Tomorrow is another day. I will ride again. My husband reminds me we are not getting any younger so I better enjoy my time and make more time to play. So, I'm at the barn more these days.
About seven years ago I decided to buy a "lifetime" horse...a horse designed for dressage. I had remembered the late Hubert Rohrer clinicing in our city and speaking most highly about a stallion named Aslan as being the best in North America...a Danish Oldenburg. That comment stayed with me and twenty years later, a woman nearby stood Aslan for several years. I bought one of the babies in utero. It was a bumpy road at first. He liked to buck. Bucking is his answer to things. He gets scared--he bucks. He feels uncomfortable--he bucks. Anyway, I learned many ways to deal with this after ensuring his bucking was not due to pain (such as from the saddle or his back hurting or anything like that). I get his teeth done regularly and his trimming is every five weeks.
So, now he's just turned six (April 11th) and we've had a pretty solid run of things. I've taken him several places. He's been largely respectful. He is smart and can be a brute but I've gotten much better about making sure he respects boundaries and limits. It was fascinating today, for instance, that as I led him from his outdoor pasture to the barn to tack up to ride...a time during which I make sure he walks in a special zone right beside me, but not "in my space," I was very much "on top of him" and making sure he did not lag or pull ahead. Usually he lags a bit going up to the barn and he loves to stop and visit with the stalled horses. I did not allow him to do this on purpose. The ride went well and I worked on relaxation and lateral stuff. We used the outdoor arena for the majority of the ride and it has slightly softer sand. I noticed he started pawing towards the end of the ride and I know it was because he was tired.
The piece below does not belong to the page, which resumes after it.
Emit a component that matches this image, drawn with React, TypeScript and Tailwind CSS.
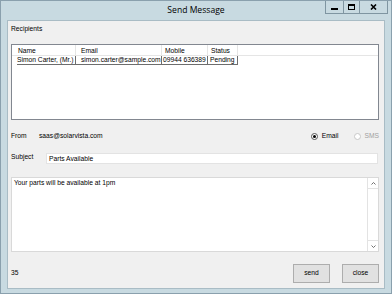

Yesterday he spooked badly (wind noises against the large doors of the big barn plus the flap of the dumpster) but I stayed on and we carried about on with our work. Two days before that, he harked out a major bucking episode and I stayed on...and I know why he did this...I had changed up his routine and for the first time ever rode him down to his outdoor pasture to drop him off when I was done working him rather than untacking first. The wind here is incredible this spring (plus no rain) and the flapping tarps on several round bales is what he took offense at. But it made me depressed to think I would be dealing with this from now on...I've been warned that his bucking will always be an issue lurking beneath the surface. He is short backed and very powerful.
However, the athletic ability of the horse is par none. I am humbled by it and realize I need to rise up to meet the challenge. Praised the heck out of him today. He was like butter in my hands...stretchy and soft. I warm him up gently and consistently. Read up on several cowboy websites about bucking/spooking knowledge and one thing (courtesy of John Lyons' son, Josh) stuck in my mind: ride the forward but be thinking about the backing up and vice versa). He is talking about responsiveness here and keeping the horse nimble and in unstable balance...exactly the same thing Jeff Moore speaks about. Also, I was reminded about making his hindquarters extremely responsive to requests for lateral shifts. I worked on all that and he got softer and softer in my hands.
Tomorrow is another day. I will ride again. My husband reminds me we are not getting any younger so I better enjoy my time and make more time to play. So, I'm at the barn more these days.